## What you are asked to do
Reproduce the listing exactly, with no pictures in your copy.

## Given data
====
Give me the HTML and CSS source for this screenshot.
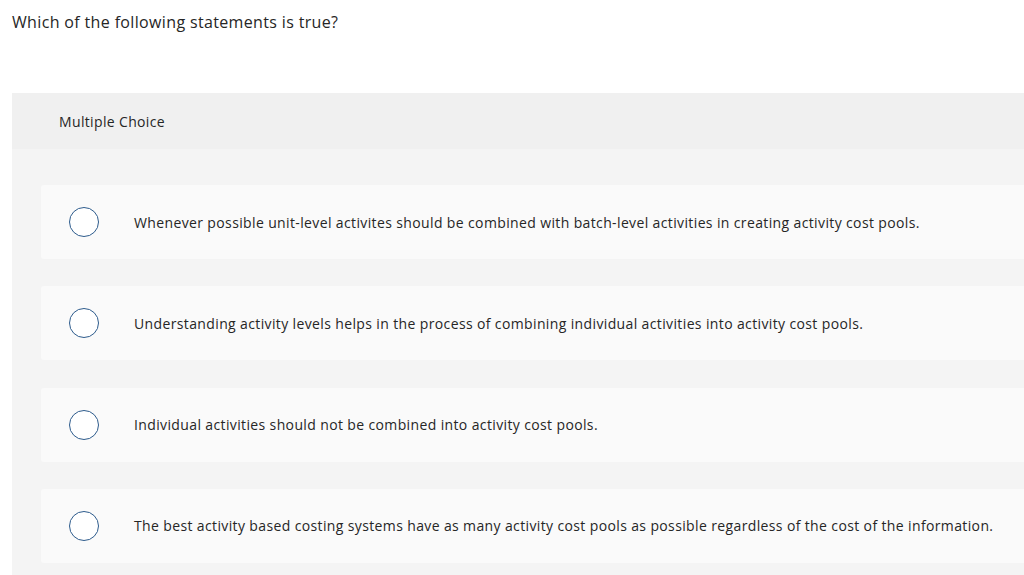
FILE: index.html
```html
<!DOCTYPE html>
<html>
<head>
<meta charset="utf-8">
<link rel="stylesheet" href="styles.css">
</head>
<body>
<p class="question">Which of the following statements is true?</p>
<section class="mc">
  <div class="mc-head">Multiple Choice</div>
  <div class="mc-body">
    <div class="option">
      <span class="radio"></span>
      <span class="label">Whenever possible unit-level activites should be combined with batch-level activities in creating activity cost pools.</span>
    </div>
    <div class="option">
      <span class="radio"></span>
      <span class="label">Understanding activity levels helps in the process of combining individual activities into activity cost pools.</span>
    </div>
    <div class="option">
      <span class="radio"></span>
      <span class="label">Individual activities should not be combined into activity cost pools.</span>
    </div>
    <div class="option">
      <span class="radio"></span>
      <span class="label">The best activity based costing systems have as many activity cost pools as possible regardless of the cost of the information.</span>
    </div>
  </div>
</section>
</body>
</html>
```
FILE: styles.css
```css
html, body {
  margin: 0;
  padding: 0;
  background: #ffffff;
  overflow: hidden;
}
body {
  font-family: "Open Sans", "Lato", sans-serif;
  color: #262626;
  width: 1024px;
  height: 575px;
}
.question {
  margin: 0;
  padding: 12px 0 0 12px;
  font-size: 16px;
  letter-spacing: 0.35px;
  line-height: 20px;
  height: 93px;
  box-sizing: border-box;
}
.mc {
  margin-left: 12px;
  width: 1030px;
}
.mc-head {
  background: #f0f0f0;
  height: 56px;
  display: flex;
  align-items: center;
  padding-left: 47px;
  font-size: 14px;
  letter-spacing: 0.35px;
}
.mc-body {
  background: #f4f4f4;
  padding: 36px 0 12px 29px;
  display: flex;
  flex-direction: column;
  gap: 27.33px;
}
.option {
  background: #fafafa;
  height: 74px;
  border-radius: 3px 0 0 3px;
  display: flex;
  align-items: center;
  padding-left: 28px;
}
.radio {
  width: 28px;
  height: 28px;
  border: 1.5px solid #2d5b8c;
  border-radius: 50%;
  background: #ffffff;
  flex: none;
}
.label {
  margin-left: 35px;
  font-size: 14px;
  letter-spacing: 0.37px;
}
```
====
## Solution
Give me the HTML and CSS source for this screenshot.
FILE: index.html
```html
<!DOCTYPE html>
<html>
<head>
<meta charset="utf-8">
<link rel="stylesheet" href="styles.css">
</head>
<body>
<p class="question">Which of the following statements is true?</p>
<section class="mc">
  <div class="mc-head">Multiple Choice</div>
  <div class="mc-body">
    <div class="option">
      <span class="radio"></span>
      <span class="label">Whenever possible unit-level activites should be combined with batch-level activities in creating activity cost pools.</span>
    </div>
    <div class="option">
      <span class="radio"></span>
      <span class="label">Understanding activity levels helps in the process of combining individual activities into activity cost pools.</span>
    </div>
    <div class="option">
      <span class="radio"></span>
      <span class="label">Individual activities should not be combined into activity cost pools.</span>
    </div>
    <div class="option">
      <span class="radio"></span>
      <span class="label">The best activity based costing systems have as many activity cost pools as possible regardless of the cost of the information.</span>
    </div>
  </div>
</section>
</body>
</html>
```
FILE: styles.css
```css
html, body {
  margin: 0;
  padding: 0;
  background: #ffffff;
  overflow: hidden;
}
body {
  font-family: "Open Sans", "Lato", sans-serif;
  color: #262626;
  width: 1024px;
  height: 575px;
}
.question {
  margin: 0;
  padding: 12px 0 0 12px;
  font-size: 16px;
  letter-spacing: 0.35px;
  line-height: 20px;
  height: 93px;
  box-sizing: border-box;
}
.mc {
  margin-left: 12px;
  width: 1030px;
}
.mc-head {
  background: #f0f0f0;
  height: 56px;
  display: flex;
  align-items: center;
  padding-left: 47px;
  font-size: 14px;
  letter-spacing: 0.35px;
}
.mc-body {
  background: #f4f4f4;
  padding: 36px 0 12px 29px;
  display: flex;
  flex-direction: column;
  gap: 27.33px;
}
.option {
  background: #fafafa;
  height: 74px;
  border-radius: 3px 0 0 3px;
  display: flex;
  align-items: center;
  padding-left: 28px;
}
.radio {
  width: 28px;
  height: 28px;
  border: 1.5px solid #2d5b8c;
  border-radius: 50%;
  background: #ffffff;
  flex: none;
}
.label {
  margin-left: 35px;
  font-size: 14px;
  letter-spacing: 0.37px;
}
```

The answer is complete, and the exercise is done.